Load the wine quality dataset and preprocess it by standardizing the features (scaling) since PCA is sensitive to feature scales.

2)PCA Calculation:

Use a PCA library or function in your chosen programming environment (e.g., scikit-learn in Python) to calculate the principal components. Specify that you want to retain enough components to explain at least 90% of the variance.

3)Variance Explained:

After performing PCA, you'll get the explained variance ratio for each principal component. This ratio tells you the proportion of the total variance in the data that each component explains. You can access this information from the PCA results object.
4)Cumulative Variance Explained:

Calculate the cumulative explained variance by summing up the explained variance ratios as you go through the principal components in descending order. Stop when the cumulative variance exceeds 90%.

Here's a Python example using scikit-learn to perform PCA on the wine quality dataset and find the minimum number of principal components required to explain 90% of the variance:

import pandas as pd
from sklearn.decomposition import PCA
from sklearn.preprocessing import StandardScaler

# Load the wine quality dataset (replace with your actual data file)
wine_data = pd.read_csv('wine_quality.csv')

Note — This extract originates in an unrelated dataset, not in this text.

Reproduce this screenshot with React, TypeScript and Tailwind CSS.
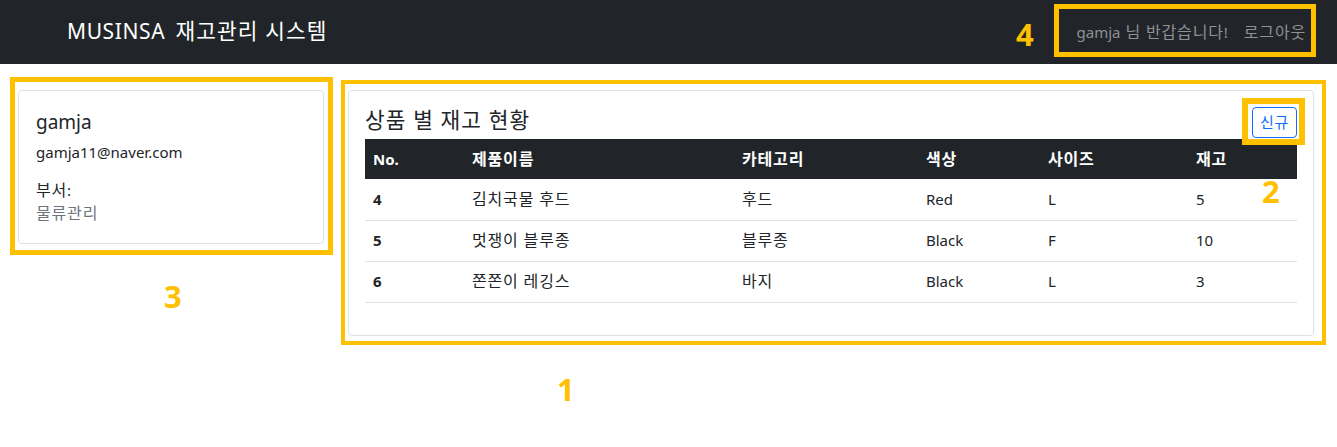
import React from 'react';

const rows = [
  { no: 4, name: '김치국물 후드', category: '후드', color: 'Red', size: 'L', stock: 5 },
  { no: 5, name: '멋쟁이 블루종', category: '블루종', color: 'Black', size: 'F', stock: 10 },
  { no: 6, name: '쫀쫀이 레깅스', category: '바지', color: 'Black', size: 'L', stock: 3 },
];

// hangul in the original renders wider than Noto's, so nudge size + spacing
const K: React.FC<{ children: React.ReactNode }> = ({ children }) => (
  <span className="text-[1.07em] leading-none tracking-[0.05em]">{children}</span>
);

const Marker: React.FC<{ className: string }> = ({ className }) => (
  <div className={`pointer-events-none absolute border-[#ffc000] ${className}`}></div>
);

const Num: React.FC<{ n: string; className: string }> = ({ n, className }) => (
  <div className={`pointer-events-none absolute text-[31px] font-bold leading-none text-[#ffc000] ${className}`}>{n}</div>
);

const App: React.FC = () => {
  return (
    <div className="relative min-h-[447px] bg-white text-[#212529] font-['Noto_Sans','Noto_Sans_CJK_KR',sans-serif]">
      <nav className="flex h-16 items-center justify-between bg-[#212529] pl-[67px] pr-[31px]">
        <span className="text-[20px] text-white">
          <span className="text-[21px] tracking-[0.6px]">MUSINSA</span>&nbsp; <K>재고관리 시스템</K>
        </span>
        <div className="flex items-center gap-[16px] text-[15px] text-[#8f9194]">
          <span>gamja<K> 님 반갑습니다</K>!</span>
          <span><K>로그아웃</K></span>
        </div>
      </nav>

      <div className="flex items-start gap-6 pl-[18px] pt-[26px]">
        <div className="w-[306px] rounded border border-[#dee2e6] px-[17px] pb-[18px] pt-[16px]">
          <div className="text-[19px] leading-[30px]">gamja</div>
          <div className="mt-[4px] text-[15px] leading-[22px]">gamja11@naver.com</div>
          <div className="mt-[16px] text-[15px] leading-[22px]"><K>부서</K>:</div>
          <div className="text-[15px] leading-[24px] text-[#6c757d]"><K>물류관리</K></div>
        </div>

        <div className="w-[966px] rounded border border-[#dee2e6] px-4 pb-4 pt-[16px]">
          <div className="flex items-end justify-between">
            <h2 className="pb-[4px] text-[20px] leading-[28px]"><K>상품 별 재고 현황</K></h2>
            <button className="mb-[1px] rounded border border-[#0d6efd] px-[7px] py-[3px] text-[14px] leading-[23px] text-[#0d6efd]">
              <K>신규</K>
            </button>
          </div>
          <table className="mb-4 w-full border-collapse text-left text-[15px]">
            <thead>
              <tr className="h-10 bg-[#212529] text-white">
                <th className="w-[99px] px-2 font-bold">No.</th>
                <th className="w-[270px] px-2 font-bold"><K>제품이름</K></th>
                <th className="w-[184px] px-2 font-bold"><K>카테고리</K></th>
                <th className="w-[122px] px-2 font-bold"><K>색상</K></th>
                <th className="w-[148px] px-2 font-bold"><K>사이즈</K></th>
                <th className="px-2 font-bold"><K>재고</K></th>
              </tr>
            </thead>
            <tbody>
              {rows.map((r) => (
                <tr key={r.no} className="h-[41px] border-b border-[#dee2e6]">
                  <td className="px-2 font-bold">{r.no}</td>
                  <td className="px-2"><K>{r.name}</K></td>
                  <td className="px-2"><K>{r.category}</K></td>
                  <td className="px-2">{r.color}</td>
                  <td className="px-2">{r.size}</td>
                  <td className="px-2">{r.stock}</td>
                </tr>
              ))}
            </tbody>
          </table>
        </div>
      </div>

      {/* annotation overlays */}
      <Marker className="left-[1054px] top-[4px] h-[53px] w-[262px] border-[5px]" />
      <Marker className="left-[10px] top-[77px] h-[178px] w-[323px] border-[5px]" />
      <Marker className="left-[341px] top-[80px] h-[265px] w-[985px] border-[4px]" />
      <Marker className="left-[1242px] top-[98px] h-[47px] w-[63px] border-[6px]" />
      <Num n="4" className="left-[1016px] top-[19px]" />
      <Num n="3" className="left-[164px] top-[281px]" />
      <Num n="2" className="left-[1262px] top-[176px]" />
      <Num n="1" className="left-[557px] top-[374px]" />
    </div>
  );
};

export default App;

# Separate the target variable (quality) from the features
X = wine_data.drop('quality', axis=1)

# Standardize the features
scaler = StandardScaler()
X_scaled = scaler.fit_transform(X)

# Perform PCA
pca = PCA()
X_pca = pca.fit_transform(X_scaled)

# Calculate the cumulative explained variance
cumulative_variance = 0
num_components = 0

for explained_variance_ratio in pca.explained_variance_ratio_:
    cumulative_variance += explained_variance_ratio
    num_components += 1
    if cumulative_variance >= 0.9:
        break
        
        
print(f"Number of components to explain 90% of variance: {num_components}")
This code will output the minimum number of principal components required to explain 90% of the variance in the data. You can adjust the threshold (e.g., 90%) as needed based on your specific requirements for dimensionality reduction.